Grèce : une suspension du droit d’asile contraire au droit de l’Union européenne
Le parlement grec a autorisé, le 11 juillet 2025, la suspension, pendant trois mois, de l’enregistrement des demandes d’asile des personnes arrivant irrégulièrement d’Afrique du Nord par bateau, comme mesure pour limiter l’accueil de ces demandeurs et le traitement de leurs demandes, cela en toute illégalité.
Le 11 juillet 2025, le parlement grec a voté en faveur d’un amendement interdisant pendant trois mois aux personnes arrivant irrégulièrement (c’est-à-dire sans autorisation d’entrée préalable) par bateau d’Afrique du Nord de demander l’asile.

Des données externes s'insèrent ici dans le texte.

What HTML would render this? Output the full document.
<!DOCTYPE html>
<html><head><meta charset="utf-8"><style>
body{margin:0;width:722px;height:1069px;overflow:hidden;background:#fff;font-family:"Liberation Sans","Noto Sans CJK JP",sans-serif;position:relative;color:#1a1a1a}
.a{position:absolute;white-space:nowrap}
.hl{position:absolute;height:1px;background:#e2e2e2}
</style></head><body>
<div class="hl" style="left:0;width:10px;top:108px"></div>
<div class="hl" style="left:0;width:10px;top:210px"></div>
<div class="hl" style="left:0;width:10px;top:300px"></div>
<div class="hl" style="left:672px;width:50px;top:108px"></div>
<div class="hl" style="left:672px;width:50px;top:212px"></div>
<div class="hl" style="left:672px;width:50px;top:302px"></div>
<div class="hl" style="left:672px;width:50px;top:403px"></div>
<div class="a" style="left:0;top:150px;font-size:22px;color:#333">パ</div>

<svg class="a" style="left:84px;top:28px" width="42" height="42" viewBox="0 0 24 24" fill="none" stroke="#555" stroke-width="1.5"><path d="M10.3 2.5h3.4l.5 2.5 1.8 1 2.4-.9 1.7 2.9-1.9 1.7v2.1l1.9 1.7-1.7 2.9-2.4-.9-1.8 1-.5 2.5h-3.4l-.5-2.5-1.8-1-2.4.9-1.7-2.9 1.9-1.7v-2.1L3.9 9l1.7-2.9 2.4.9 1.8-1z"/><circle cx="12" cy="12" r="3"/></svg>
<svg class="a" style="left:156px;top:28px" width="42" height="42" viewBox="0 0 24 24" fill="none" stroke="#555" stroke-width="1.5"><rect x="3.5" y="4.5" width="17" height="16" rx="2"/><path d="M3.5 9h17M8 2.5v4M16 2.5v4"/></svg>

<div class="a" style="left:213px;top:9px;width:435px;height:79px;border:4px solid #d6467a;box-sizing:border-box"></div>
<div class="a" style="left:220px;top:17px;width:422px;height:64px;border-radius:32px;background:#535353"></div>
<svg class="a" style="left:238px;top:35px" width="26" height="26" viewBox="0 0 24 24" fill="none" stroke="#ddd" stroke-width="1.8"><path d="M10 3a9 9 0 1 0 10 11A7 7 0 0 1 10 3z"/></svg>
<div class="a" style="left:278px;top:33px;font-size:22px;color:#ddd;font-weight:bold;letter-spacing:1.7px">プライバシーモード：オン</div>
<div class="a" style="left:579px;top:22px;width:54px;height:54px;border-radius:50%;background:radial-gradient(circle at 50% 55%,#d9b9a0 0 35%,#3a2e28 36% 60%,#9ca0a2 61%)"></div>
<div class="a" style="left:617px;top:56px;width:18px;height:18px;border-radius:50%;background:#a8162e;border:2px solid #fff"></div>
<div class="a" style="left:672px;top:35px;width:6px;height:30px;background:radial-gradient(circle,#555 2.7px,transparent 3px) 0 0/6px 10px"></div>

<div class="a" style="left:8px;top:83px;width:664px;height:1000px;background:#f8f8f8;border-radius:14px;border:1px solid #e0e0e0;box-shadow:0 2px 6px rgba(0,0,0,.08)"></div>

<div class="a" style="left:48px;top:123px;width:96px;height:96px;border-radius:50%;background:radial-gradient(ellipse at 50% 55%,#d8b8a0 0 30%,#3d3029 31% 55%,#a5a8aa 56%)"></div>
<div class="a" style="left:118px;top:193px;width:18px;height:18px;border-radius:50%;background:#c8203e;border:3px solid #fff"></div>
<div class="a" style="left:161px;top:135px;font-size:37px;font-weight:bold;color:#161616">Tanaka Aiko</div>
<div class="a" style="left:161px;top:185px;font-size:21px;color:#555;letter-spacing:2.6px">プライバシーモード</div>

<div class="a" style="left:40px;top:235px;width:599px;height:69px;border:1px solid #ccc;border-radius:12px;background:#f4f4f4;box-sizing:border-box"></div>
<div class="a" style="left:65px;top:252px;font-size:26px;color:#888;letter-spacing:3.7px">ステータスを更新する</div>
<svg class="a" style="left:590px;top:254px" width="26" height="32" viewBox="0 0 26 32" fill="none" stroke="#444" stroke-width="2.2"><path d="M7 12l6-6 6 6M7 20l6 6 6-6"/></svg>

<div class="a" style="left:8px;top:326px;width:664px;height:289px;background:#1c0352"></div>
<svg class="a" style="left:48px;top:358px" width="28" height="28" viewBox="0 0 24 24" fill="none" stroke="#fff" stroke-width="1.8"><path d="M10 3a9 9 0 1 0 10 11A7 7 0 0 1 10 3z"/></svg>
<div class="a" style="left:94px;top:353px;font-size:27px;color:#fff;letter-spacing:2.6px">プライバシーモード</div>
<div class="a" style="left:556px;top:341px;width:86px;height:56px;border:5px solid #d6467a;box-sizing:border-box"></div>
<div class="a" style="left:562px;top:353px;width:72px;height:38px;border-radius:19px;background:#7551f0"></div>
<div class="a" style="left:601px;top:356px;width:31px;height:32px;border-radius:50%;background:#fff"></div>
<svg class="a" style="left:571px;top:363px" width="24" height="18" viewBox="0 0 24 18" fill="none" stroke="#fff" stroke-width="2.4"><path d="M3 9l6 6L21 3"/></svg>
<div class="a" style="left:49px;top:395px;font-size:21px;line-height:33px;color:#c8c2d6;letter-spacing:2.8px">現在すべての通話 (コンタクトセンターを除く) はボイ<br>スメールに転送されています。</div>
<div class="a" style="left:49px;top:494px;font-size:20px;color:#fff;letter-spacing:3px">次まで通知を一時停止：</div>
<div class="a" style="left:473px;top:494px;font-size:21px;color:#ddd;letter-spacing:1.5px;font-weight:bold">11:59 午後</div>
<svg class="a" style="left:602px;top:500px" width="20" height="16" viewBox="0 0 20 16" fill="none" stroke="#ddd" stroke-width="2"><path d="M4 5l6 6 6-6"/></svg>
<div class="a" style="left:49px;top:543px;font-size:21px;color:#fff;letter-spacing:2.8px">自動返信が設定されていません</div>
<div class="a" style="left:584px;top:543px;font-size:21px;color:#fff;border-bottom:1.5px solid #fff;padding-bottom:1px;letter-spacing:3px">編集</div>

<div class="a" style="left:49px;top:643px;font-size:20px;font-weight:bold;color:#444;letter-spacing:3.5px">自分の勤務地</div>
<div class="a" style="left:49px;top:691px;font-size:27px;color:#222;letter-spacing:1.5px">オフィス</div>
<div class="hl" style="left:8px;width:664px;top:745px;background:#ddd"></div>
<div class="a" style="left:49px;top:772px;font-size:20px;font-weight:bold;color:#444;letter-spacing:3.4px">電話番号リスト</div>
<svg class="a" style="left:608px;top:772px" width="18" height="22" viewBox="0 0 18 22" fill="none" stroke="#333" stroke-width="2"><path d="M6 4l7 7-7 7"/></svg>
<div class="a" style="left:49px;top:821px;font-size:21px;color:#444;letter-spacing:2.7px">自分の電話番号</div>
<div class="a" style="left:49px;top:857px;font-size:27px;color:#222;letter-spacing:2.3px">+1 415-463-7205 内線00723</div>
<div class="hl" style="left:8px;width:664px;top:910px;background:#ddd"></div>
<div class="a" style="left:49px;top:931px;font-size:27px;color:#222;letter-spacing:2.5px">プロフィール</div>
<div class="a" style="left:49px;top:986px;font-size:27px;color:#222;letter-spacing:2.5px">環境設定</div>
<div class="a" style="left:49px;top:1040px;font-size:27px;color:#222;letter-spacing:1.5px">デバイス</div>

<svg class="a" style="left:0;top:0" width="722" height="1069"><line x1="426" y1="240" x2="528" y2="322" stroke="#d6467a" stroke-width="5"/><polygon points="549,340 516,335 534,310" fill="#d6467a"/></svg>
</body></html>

Cette législation prévoit par ailleurs un retour immédiat vers leur pays de transit ou d'origine.
Cette mesure est une réaction à l'augmentation du nombre d'arrivées en provenance de Libye depuis deux ans, particulièrement sur les îles de Crète et Gavdos, mais surtout de la rupture diplomatique qui a vu les autorités libyennes ordonner au commissaire européen chargé des migrations, Magnus Brunner, et au ministre grec des migrations, Thanos Plevris, de quitter immédiatement le pays le 8 juillet 2025. Le ministre a déclaré aux législateurs que jusqu'à mille migrants arrivaient chaque jour et a qualifié la situation d'« invasion ».
En mars 2025, la Pologne avait adopté une loi similaire, sur le modèle finlandais, permettant aux autorités de suspendre temporairement l’enregistrement des demandes d’asile des personnes entrant irrégulièrement dans le pays, avec des exceptions prévues pour les personnes vulnérables (voir notre article sur le sujet).
Toutes ces mesures sont contraires au droit de l’Union européenne (UE). Ni la Directive 2013/32, dite « procédure », actuellement applicable, ni le règlement 2024/1348, également connu sous le nom « procédure », du Pacte de l’UE sur la migration et l’asile, prochainement applicable (juin 2026), ne permettent de suspendre les enregistrements. Le règlement 2024/1359, dit « crise », qui sera lui aussi applicable au printemps 2026, permet uniquement à un État membre confronté à une situation de « crise », pouvant être caractérisée par de l’instrumentalisation (situation dans laquelle un pays tiers ou un acteur non étatique hostile encourage ou facilite le mouvement de ressortissants de pays tiers ou d'apatrides vers les frontières extérieures ou vers un État membre, dans le but de déstabiliser l'Union ou un État membre) à enregistrer les demandes quatre semaines après la présentation desdites demandes, au plus tard, soit en 30 jours. De plus, cette dérogation ne pourra être appliquée que pendant la période prévue dans une décision d’exécution du Conseil, et il n’y aura pas de prolongation possible (article 10).
A fortiori, le droit international interdit tout refoulement : les États ne peuvent en aucun cas expulser une personne vers un lieu où elle risque d'être soumise à la torture ou à de mauvais traitements (article 33 de la Convention relative au statut des réfugiés de 1951). Un examen individuel de chaque demande de protection internationale doit avoir lieu.
Les avertissements émis par plusieurs instances œuvrant dans le domaine des droits de l'homme (Médiateur grec, Commission nationale grecque des droits de l'homme, Association des juges administratifs grecs, Assemblée plénière des barreaux grecs, Conseil de l'Europe et Haut-commissariat des Nations unies pour les réfugiés (HCR)) ont malheureusement été ignorés.
Refugee Support Aegean, une organisation non-gouvernementale grecque membre du Conseil européen sur les réfugiés et les exilés, invite les fonctionnaires grecs à ne pas appliquer cette mesure, le droit international et européen ayant la primauté sur le droit national grec. De plus, l’organisation a annoncé contester ce nouveau cadre légal devant les tribunaux.
Le 14 août 2025, la Cour européenne des droits de l’homme a ordonné à la Grèce, en tant que mesure provisoire, de ne pas expulser huit hommes soudanais qui n’ont pas pu enregistrer leur demande, en attendant une décision des tribunaux nationaux.